Pelo que li nas várias
biografias de Johann Sebastian Bach (que continuam a ser escritas e a se
multiplicar), e pelo pouco que relatei, outro aspecto fica claríssimo. O de que
o gênio de Eisenach tinha tudo para ser esquecido para sempre, como bilhões e
bilhões de pessoas o foram, são e certamente serão mundo afora e através do
tempo, sem restar o mínimo vestígio, por ínfimo que seja, da sua existência.
Seus contemporâneos, que poderiam testemunhar que viveu, e como foi essa vida,
morreram, sem deixar quaisquer registros escritos a respeito. Sua obra foi
dispersa e só não desapareceu totalmente por exclusivo fruto do acaso.
No entanto, com mínimas
evidências que sobraram e com um ou outro “retalho” documental, sua vida, aos
poucos, vai sendo reconstituída. Certamente não da forma exata como foi. Mas de
maneira suficiente para livrá-la do total esquecimento. Partituras de sua
autoria, volta e meia, são descobertas, aqui e ali, e sua qualidade só faz
aumentar o assombro em torno de sua hoje consensual genialidade, estupidamente
não reconhecida por seus contemporâneos.
Uma das melhores
definições que já li sobre a obra bachiana foi a de um dos seus conterrâneos,
posto que da atualidade, Ernest Herrmann Meyer, membro fundador e durante
muitos anos presidente da Associação de Compositores da Alemanha Oriental (na
época que a entidade foi fundada, o país não havia, ainda, sido reunificado)

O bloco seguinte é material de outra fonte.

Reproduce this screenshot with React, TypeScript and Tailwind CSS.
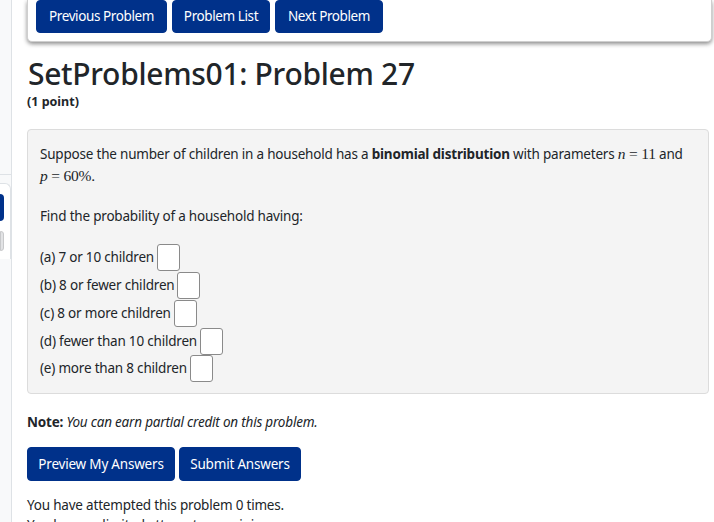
import React from "react";

const Btn = ({ children, className = "" }: { children: React.ReactNode; className?: string }) => (
  <button className={`bg-[#00318a] text-white rounded-[4px] border border-[#00318a] ${className}`}>{children}</button>
);

const AnsBox = () => (
  <span className="inline-block align-middle w-[23px] h-[27px] bg-white border border-[#8a8a8a] rounded-[3px] ml-[3px]" />
);

const M = ({ children }: { children: React.ReactNode }) => (
  <span style={{ fontFamily: '"Liberation Serif", "DejaVu Serif", serif' }} className="text-[15.5px]">{children}</span>
);

export default function App() {
  const items = [
    "(a) 7 or 10 children",
    "(b) 8 or fewer children",
    "(c) 8 or more children",
    "(d) fewer than 10 children",
    "(e) more than 8 children",
  ];
  return (
    <div
      className="flex w-[714px] h-[522px] overflow-hidden bg-white text-[#212529]"
      style={{ fontFamily: '"Noto Sans", "Open Sans", sans-serif' }}
    >
      <div className="w-[12px] shrink-0 bg-[#f8f9fa] border-r border-[#dee2e6] flex flex-col">
        <div className="h-[175px] border-b border-[#dee2e6]" />
        <div className="mt-[8px] bg-white border-t border-r border-[#dee2e6] rounded-tr-[6px] pt-[10px] pb-[8px] flex flex-col gap-[10px]">
          <div className="h-[27px] w-[4px] bg-[#00318a] rounded-r-[4px]" />
          <div className="h-[20px] w-[4px] bg-[#e2e3e5] border border-[#c8c9cb] rounded-r-[3px]" />
        </div>
      </div>
      <div className="flex-1 pl-[15px] pr-[2px]">
        <div className="bg-white rounded-b-[5px] shadow-[0_2px_4px_rgba(0,0,0,0.45)] border border-t-0 border-[#cfcfcf] px-[8px] pb-[8px] flex gap-[5px] h-[42px] w-[685px]">
          <Btn className="w-[131px] h-[33px] text-[13.5px] tracking-[-0.4px]">Previous Problem</Btn>
          <Btn className="w-[98px] h-[33px] text-[13.5px] tracking-[-0.4px]">Problem List</Btn>
          <Btn className="w-[108px] h-[33px] text-[13.5px] tracking-[-0.4px]">Next Problem</Btn>
        </div>
        <h2 className="mt-[12px] text-[30px] leading-[40px] font-medium tracking-[-0.3px] ml-[1px]">SetProblems01: Problem 27</h2>
        <div className="text-[12.5px] font-bold leading-[16px]">(1 point)</div>
        <div className="mt-[19px] w-[682px] h-[265px] bg-[#f4f4f4] border border-[#dcdcdc] rounded-[4px] px-[12px] pt-[13px] text-[13.5px] leading-[21px] tracking-[-0.2px]">
          <p>
            Suppose the number of children in a household has a <b>binomial distribution</b> with parameters{" "}
            <M><i>n</i> = 11</M> and
            <br />
            <M><i>p</i> = 60%.</M>
          </p>
          <p className="mt-[19px]">Find the probability of a household having:</p>
          <div className="mt-[17px] flex flex-col">
            {items.map((t) => (
              <div key={t} className="h-[27.75px] flex items-center">
                <span>{t}</span>
                <AnsBox />
              </div>
            ))}
          </div>
        </div>
        <p className="mt-[18px] text-[13.5px] tracking-[-0.2px]">
          <b>Note:</b> <i>You can earn partial credit on this problem.</i>
        </p>
        <div className="mt-[15px] flex gap-[4px]">
          <Btn className="w-[148px] h-[34px] text-[13.5px] tracking-[-0.2px]">Preview My Answers</Btn>
          <Btn className="w-[122px] h-[34px] text-[13.5px] tracking-[-0.2px]">Submit Answers</Btn>
        </div>
        <p className="mt-[14px] text-[13.5px] leading-[20px] tracking-[-0.2px]">You have attempted this problem 0 times.</p>
        <p className="text-[13.5px] leading-[20px] tracking-[-0.2px]">You have unlimited attempts remaining.</p>
      </div>
    </div>
  );
}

que declarou, em entrevista à imprensa, em 1985: “A obra de Bach é uma obra de
paz. Ela é dedicada à humanidade, ao amor, à beleza e ao reconhecimento da
verdade”. Por isso foi poupada da destruição. Por isso está fadada a durar
enquanto durem o mundo e o ser humano que o habita. Por isso, será reconhecida
e admirada enquanto houver pessoas inteligentes e de bom gosto em algum lugar.